A Gallium-68-DOTATAT (Ga-68 dotatate) radiopharmaceutical tracer has been used to examine patients with neuroendocrine tumours for the first time in Croatia at the KBC Zagreb hospital.
A Gallium-68-DOTATATE is a radiopharmaceutical tracer used during PET (positron emission tomography) scans that evaluates primary and metastatic well-differentiated neuroendocrine tumors.
Neuroendocrine tumours are relatively rare and until now patients in Croatia have been referred outside of the country for examinations.
“This is a top achievement by our experts, which the Clinical Institute for Nuclear Medicine and Radiation Protection, PET/CT Centre and KBC Zagreb rank among the most advanced institutions in Europe,” the hospital said.
In the last five years, two two-year projects have been successfully implemented with the International Atomic Energy Agency (IAEA), the purpose of which was to educate employees of the Clinical Institute of Nuclear Medicine and Radiation Protection on new methods of nuclear medicine in cancer diagnosis and treatment.
Through a dozen scientific visits and scholarships, nuclear medicine specialists, radiochemists, biochemists and physicists have been successfully educated in the field of Ga-68 PET/CT diagnostics and peptide-labeled therapy at major clinical centres in Innsbruck, London and Liverpool.
Through the joint activities of the Clinical Institute for Nuclear Medicine and Radiation Protection, KBC Zagreb and IAEA, the necessary equipment was procured, a special Ga-68 laboratory was equipped and a device for the production and synthesis of Ga-68 labeled peptides and Ge / Ga-68 generator was installed.
“In all this, it is important to highlight the significant support of the Ministry of Health and the HZZO, which approved new DTP procedures with Ga-68 radiopharmaceuticals and thus made these tests available to health system users.
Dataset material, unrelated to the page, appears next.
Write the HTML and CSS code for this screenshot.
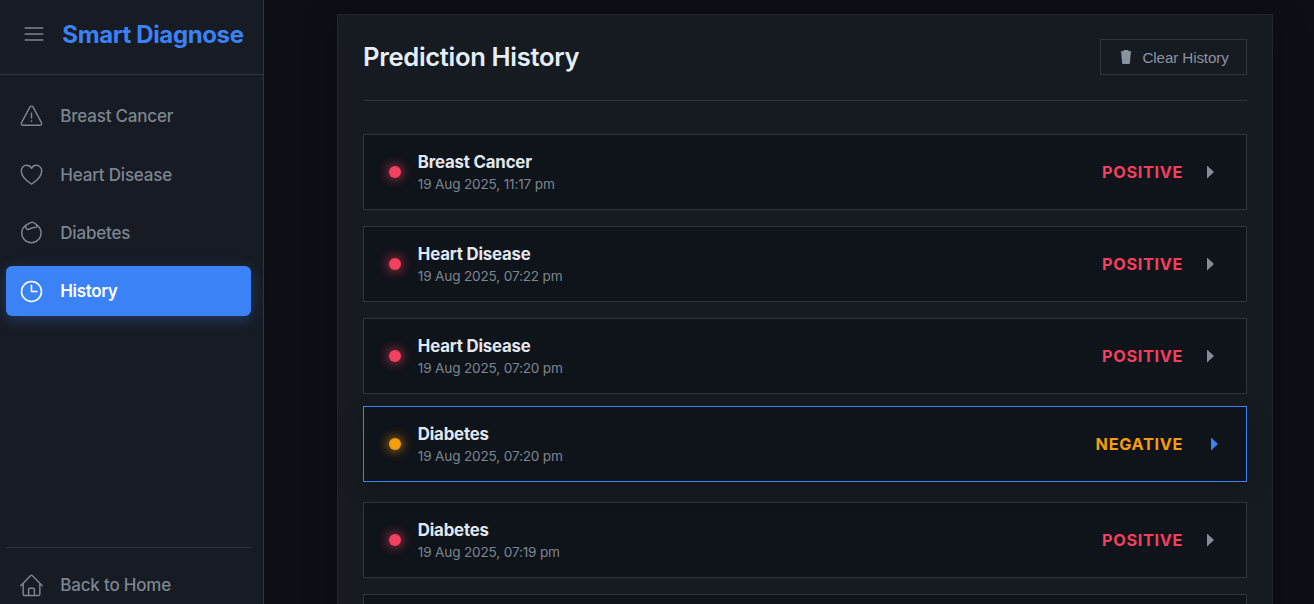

At the moment we already have six radiopharmaceuticals approved by the HZZO as separate tests for PET/CT diagnostics (F-18 FDG, F-18 Colin, F-18 DOPA, F-18 Flutemetamol and now the latest Ga-68 DOTATATE and Ga-68 PSMA). Such an impressive list of PET/CT scans that is covered and available to our patients places our Clinical Hospital Centre and our country at the very top of European PET/CT diagnostics,” KBC Zagreb said.
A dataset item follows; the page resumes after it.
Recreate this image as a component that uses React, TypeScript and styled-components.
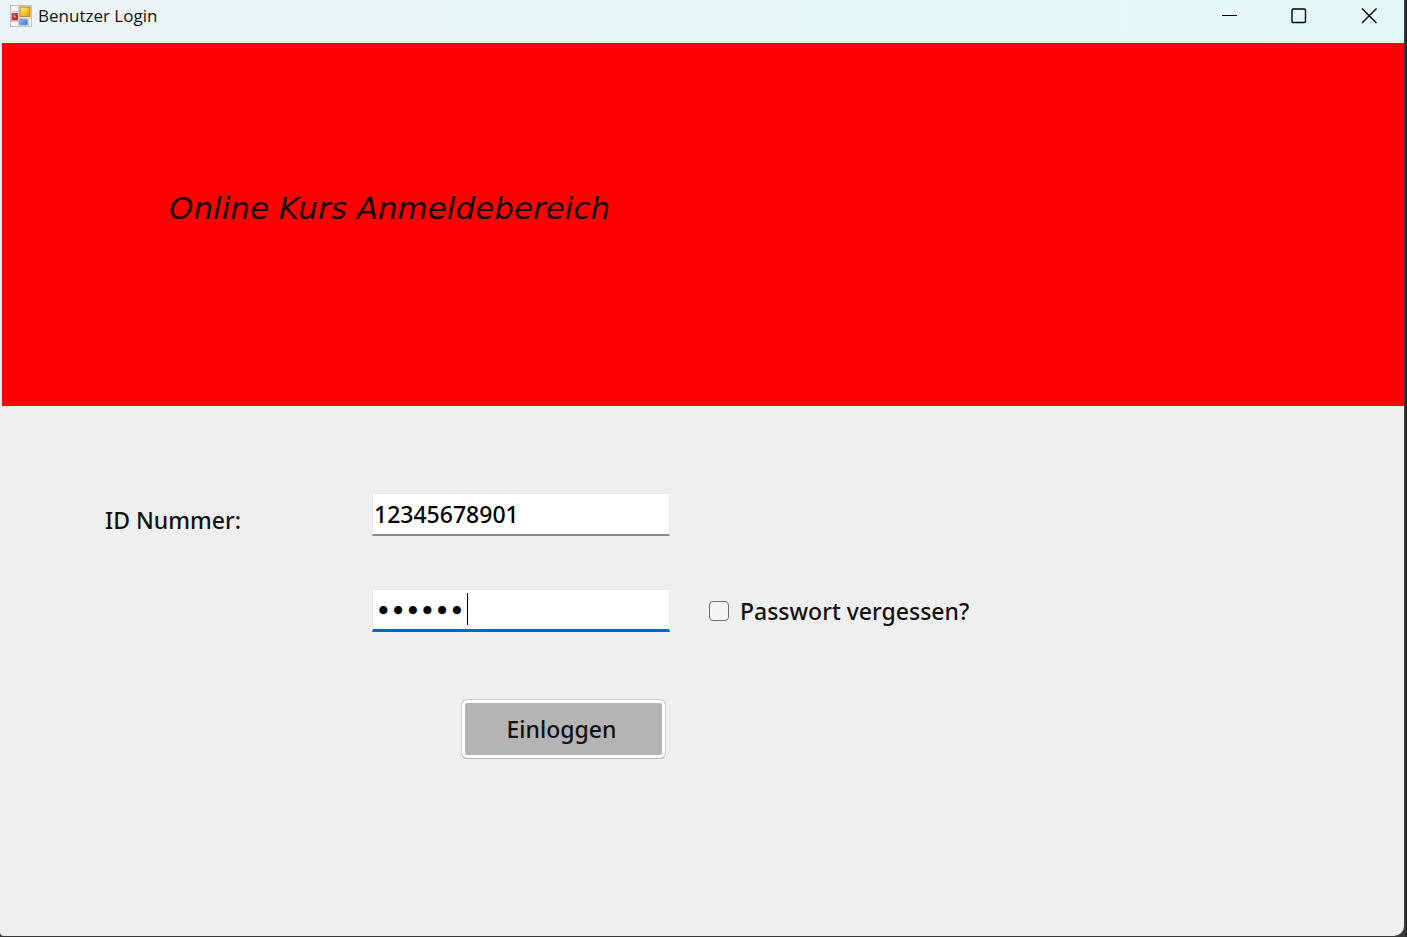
import React, { useState } from "react";
import styled, { createGlobalStyle } from "styled-components";

const GlobalStyle = createGlobalStyle`
  * { box-sizing: border-box; }
  body {
    margin: 0;
    background: #303032;
    color: #111;
    font-family: "Segoe UI", "Noto Sans", sans-serif;
  }
`;

const Backdrop = styled.div`
  min-height: 100vh;
  display: flex;
  padding: 0 3px 1px 0;
  background: linear-gradient(to right, #47474a, #1b1b1c) right / 3px 100% no-repeat #39373a;
`;

const Window = styled.main`
  flex: 1;
  min-width: 0;
  display: flex;
  flex-direction: column;
  background: #efefef;
  border-radius: 0 0 10px 4px;
  overflow: hidden;
`;

const TitleBar = styled.header`
  display: flex;
  justify-content: space-between;
  height: 39px;
  padding-left: 10px;
  background: linear-gradient(to right, #edf4f6, #e6f7f7 60%, #e5f8f8);
`;

const Caption = styled.div`
  display: flex;
  align-items: center;
  gap: 6px;
  height: 31px;
`;

const Title = styled.h1`
  margin: 0;
  font-size: 17px;
  font-weight: 400;
  line-height: 24px;
  font-family: "Segoe UI", "Open Sans", sans-serif;
`;

const WindowControls = styled.div`
  display: flex;
`;

const ControlButton = styled.button`
  display: flex;
  align-items: center;
  justify-content: center;
  width: 70px;
  height: 31px;
  padding: 0;
  border: 0;
  background: transparent;
`;

const Banner = styled.section`
  height: 363px;
  margin: 4px 0 0 2px;
  padding: 145px 167px 0;
  background: #ff0000;
`;

const BannerTitle = styled.h2`
  margin: 0;
  font-family: "Ink Free", "Segoe Script", "DejaVu Sans", sans-serif;
  font-size: 31px;
  font-style: italic;
  font-weight: 200;
  line-height: 40px;
  color: #100000;
`;

const LoginForm = styled.form`
  display: grid;
  grid-template-columns: 267px 298px auto;
  justify-content: start;
  row-gap: 53px;
  padding: 87px 105px;
  font-size: 23px;
  font-weight: 500;
  line-height: 32px;
`;

const Label = styled.label`
  align-self: end;
`;

const Field = styled.div`
  position: relative;
  grid-column: 2;
`;

const TextInput = styled.input<{ $active?: boolean }>`
  display: block;
  width: 100%;
  height: 43px;
  padding: 0 1px;
  border: 1px solid #e9eaeb;
  border-bottom: ${(p) => (p.$active ? "3px solid #0067c0" : "2px solid #8b8b8b")};
  outline: 0;
  background: #fff;
  color: #000;
  font: inherit;
`;

const PasswordInput = styled(TextInput)`
  padding: 2px 3px 0;
  font-family: "DejaVu Sans", sans-serif;
  font-size: 23px;
  font-weight: 700;
`;

const Caret = styled.span`
  position: absolute;
  top: 4px;
  left: 95px;
  width: 1px;
  height: 32px;
  background: #000;
`;

const CheckLabel = styled.label`
  display: flex;
  align-items: center;
  gap: 11px;
  padding-left: 39px;
`;

const CheckBox = styled.input`
  appearance: none;
  width: 20px;
  height: 20px;
  margin: 0;
  border: 1px solid #707070;
  border-radius: 4px;
  background: #f5f5f5;
  &:checked { background: #0067c0; }
`;

const SubmitButton = styled.button`
  grid-column: 2;
  justify-self: end;
  width: 205px;
  height: 60px;
  margin: 14px 4px 0 0;
  padding: 0 4px 0 0;
  border: 1px solid #d0d0d0;
  border-bottom-color: #b8b8b8;
  border-radius: 6px;
  background: #b4b4b4;
  box-shadow: inset 0 0 0 3px #fff;
  color: #111;
  font: inherit;
`;

const AppIcon = () => (
  <svg width="22" height="22" viewBox="0 0 22 22" aria-hidden="true">
    <defs>
      <linearGradient id="gold" x1="0" y1="0" x2="1" y2="1">
        <stop offset="0" stopColor="#ffe98a" />
        <stop offset="0.5" stopColor="#f7c531" />
        <stop offset="1" stopColor="#d99a14" />
      </linearGradient>
      <linearGradient id="red" x1="0" y1="0" x2="1" y2="1">
        <stop offset="0" stopColor="#e07a6c" />
        <stop offset="0.5" stopColor="#c92c22" />
        <stop offset="1" stopColor="#a01c18" />
      </linearGradient>
      <linearGradient id="blue" x1="0" y1="0" x2="1" y2="1">
        <stop offset="0" stopColor="#94bcff" />
        <stop offset="1" stopColor="#3a6cdc" />
      </linearGradient>
    </defs>
    <rect x="0.5" y="0.5" width="21" height="21" fill="#f4f5f6" stroke="#c2c5ca" />
    <path d="M1 6.500H9M8.500 1V21M1 16.500H9M18.500 14V21M9 13.500H21" stroke="#cfd1d6" />
    <rect x="10" y="2" width="10" height="9.500" fill="url(#gold)" stroke="#b98a28" strokeWidth="1.200" />
    <rect x="2" y="8.500" width="5.500" height="6.500" fill="url(#red)" stroke="#b0483e" />
    <rect x="4" y="10.500" width="1.500" height="2" fill="#f0b0a6" />
    <rect x="9.500" y="14.500" width="8" height="5.500" rx="0.500" fill="url(#blue)" stroke="#7a9ce0" />
  </svg>
);

export default function App() {
  const [id, setId] = useState("12345678901");
  const [password, setPassword] = useState("123456");

  return (
    <>
      <GlobalStyle />
      <Backdrop>
        <Window>
          <TitleBar>
            <Caption>
              <AppIcon />
              <Title>Benutzer Login</Title>
            </Caption>
            <WindowControls>
              <ControlButton aria-label="Minimieren">
                <svg width="16" height="16" viewBox="0 0 16 16" stroke="#000">
                  <path d="M1 7.500H16" />
                </svg>
              </ControlButton>
              <ControlButton aria-label="Maximieren">
                <svg width="16" height="16" viewBox="0 0 16 16" fill="none" stroke="#000" strokeWidth="1.400">
                  <rect x="1" y="1" width="13.500" height="13.500" rx="1.200" />
                </svg>
              </ControlButton>
              <ControlButton aria-label="Schließen">
                <svg width="16" height="16" viewBox="0 0 16 16" stroke="#000" strokeWidth="1.400">
                  <path d="M1 0.500L15.500 15M15.500 0.500L1 15" />
                </svg>
              </ControlButton>
            </WindowControls>
          </TitleBar>
          <Banner>
            <BannerTitle>Online Kurs Anmeldebereich</BannerTitle>
          </Banner>
          <LoginForm onSubmit={(e) => e.preventDefault()}>
            <Label htmlFor="id-number">ID Nummer:</Label>
            <Field>
              <TextInput id="id-number" value={id} onChange={(e) => setId(e.target.value)} />
            </Field>
            <Field>
              <PasswordInput
                $active
                type="password"
                aria-label="Passwort"
                value={password}
                onChange={(e) => setPassword(e.target.value)}
              />
              <Caret />
            </Field>
            <CheckLabel>
              <CheckBox type="checkbox" />
              Passwort vergessen?
            </CheckLabel>
            <SubmitButton type="submit">Einloggen</SubmitButton>
          </LoginForm>
        </Window>
      </Backdrop>
    </>
  );
}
At the official presentation was prof. dr. sc. Ante Ćorušić, director of KBC Zagreb, prof. dr. sc. Stjepko Pleština, Deputy Director of KBC Zagreb and Head of the Oncology Clinic, prof. dr. sc. Dražen Huić, Head of the Clinical Institute for Nuclear Medicine and Radiation Protection, Dr. Anja Tea Golubić, Nuclear Medicine Specialist, Marijan Žuvić, B.Sc.
“It is also worth noting that there are no significant waiting lists for this search. Each patient indicated for this search waits for a maximum of three weeks to a month,” the hospital concluded.